ISIS and the fighting in the middle east has already led to the destruction of many historical sites and locations, but a new video surfaced showing the militants directly destroying the statues and larger works of art in a captured museum. “cultural heritage belongs to all of us,” states Moss. The panel notes that the destruction of these artifacts is sorrowful because it removes visual and cultural history from the human record because these works cannot be truly recreated or replaced even with modern technology.

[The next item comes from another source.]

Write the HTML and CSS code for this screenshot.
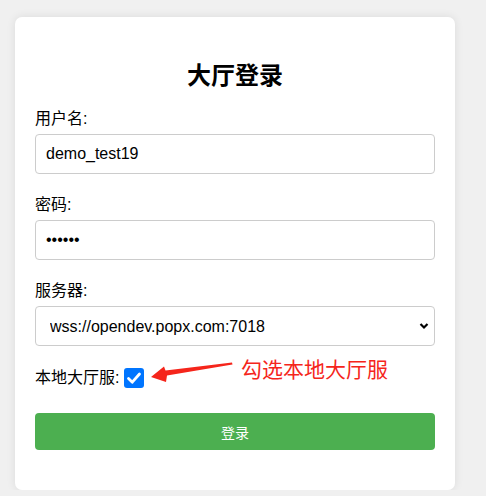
FILE: index.html
```html
<!DOCTYPE html>
<html lang="zh-CN">
<head>
<meta charset="utf-8">
<title>大厅登录</title>
<link rel="stylesheet" href="styles.css">
</head>
<body>
<div class="card">
  <h2 class="title">大厅登录</h2>
  <div class="group">
    <label class="label" for="user">用户名:</label>
    <input class="field" id="user" type="text" value="demo_test19">
  </div>
  <div class="group">
    <label class="label" for="pwd">密码:</label>
    <input class="field" id="pwd" type="password" value="123456">
  </div>
  <div class="group">
    <label class="label" for="srv">服务器:</label>
    <div class="select-wrap">
      <select class="field select" id="srv">
        <option>wss://opendev.popx.com:7018</option>
      </select>
      <svg class="chev" width="10" height="8" viewBox="0 0 10 8"><path d="M1.5 2 L5 5.5 L8.5 2" fill="none" stroke="#000" stroke-width="2.2"/></svg>
    </div>
  </div>
  <div class="check-row">
    <span class="label-inline">本地大厅服:</span>
    <span class="box"><svg width="20" height="20" viewBox="0 0 20 20"><path d="M4.5 10.5 L8.3 14.2 L15.5 6" fill="none" stroke="#fff" stroke-width="2.8" stroke-linecap="round" stroke-linejoin="round"/></svg></span>
    <svg class="arrow" width="90" height="30" viewBox="0 0 90 30"><polygon points="0,16 13,5.5 14.5,9.5 81,1.5 81.5,3.5 16,14.5 15,21" fill="#f5251b"/></svg>
    <span class="note">勾选本地大厅服</span>
  </div>
  <button class="btn" type="button">登录</button>
</div>
</body>
</html>
```
FILE: styles.css
```css
html, body {
  margin: 0;
  padding: 0;
}
body {
  background: #f0f0f0;
  font-family: "Liberation Sans", Arial, "Noto Sans CJK SC", sans-serif;
  color: #000;
}
.card {
  margin: 17px 0 0 15px;
  width: 440px;
  box-sizing: border-box;
  padding: 20px 20px 40px;
  background: #fff;
  border-radius: 7px;
  box-shadow: 0 0 10px rgba(0, 0, 0, 0.09);
}
.title {
  margin: 23px 0 22px;
  font-size: 24px;
  line-height: 28px;
  font-weight: bold;
  text-align: center;
  font-family: "Noto Sans CJK SC", sans-serif;
}
.group {
  display: flex;
  flex-direction: column;
  margin-bottom: 22px;
}
.label {
  font-size: 16px;
  line-height: 18px;
  margin-bottom: 6px;
  font-family: "Liberation Sans", "Noto Sans CJK SC", sans-serif;
}
.field {
  box-sizing: border-box;
  width: 400px;
  height: 40px;
  margin: 0;
  padding: 0 10px;
  border: 1px solid #ccc;
  border-radius: 4px;
  font-family: "Liberation Sans", Arial, sans-serif;
  font-size: 16px;
  color: #000;
  background: #fff;
  outline: none;
}
.select-wrap {
  position: relative;
}
.select {
  appearance: none;
  -webkit-appearance: none;
  padding-left: 14px;
}
.chev {
  position: absolute;
  right: 6px;
  top: 16px;
}
.check-row {
  position: relative;
  display: flex;
  align-items: center;
  height: 20px;
  margin-bottom: 25px;
}
.label-inline {
  font-size: 16px;
  line-height: 18px;
  margin-right: 5px;
}
.box {
  display: inline-flex;
  width: 20px;
  height: 20px;
  border-radius: 3px;
  background: #0075ff;
}
.arrow {
  position: absolute;
  left: 116px;
  top: -7px;
}
.note {
  position: absolute;
  left: 206px;
  top: -13px;
  color: #f5251b;
  font-size: 21px;
  line-height: 26px;
  font-family: "Noto Sans CJK SC", sans-serif;
}
.btn {
  display: block;
  width: 400px;
  height: 37px;
  border: none;
  border-radius: 4px;
  background: #4caf50;
  color: #fff;
  font-size: 14px;
  font-family: "Noto Sans CJK SC", sans-serif;
  cursor: pointer;
}
```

Moss brings up that it isn’t just plain vandalism though. These antiquities are invaluable as far as monetary and cultural values go, but their importance goes beyond those because they also represent cultures and societies that have had an influence on a major part of the shared human history.  ISIS is targeting monuments and achievements of an ancient society because it represents the people who made them. In a way they’re directly attacking a time and people from the past and whitewashing cultural values and proof of historical societies.

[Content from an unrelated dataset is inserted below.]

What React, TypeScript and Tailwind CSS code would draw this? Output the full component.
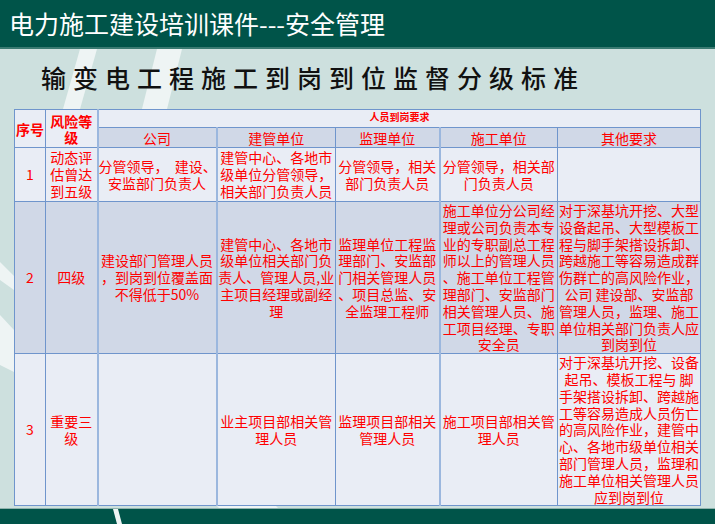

They also touch upon the role of governments and the rightful place of artifacts, noting that in some situations the destruction is a price for progress while at other times governments are able to preserve artifacts by removing them. Abt mentions that “when these objects are taken out of their context it simply not the same, you have to see the landscape and see how they resided.” Museums offer a learning experience and make artifacts accessible to a more general audience by removing the art from its original context and environment, but on the other hand they also can save artifacts from being destroyed by their natural environments and keep them in tact for future study. Surely finding a way to both protect and preserve but also exhibit the history of these artifacts will always be a struggle for art historians as well as museums.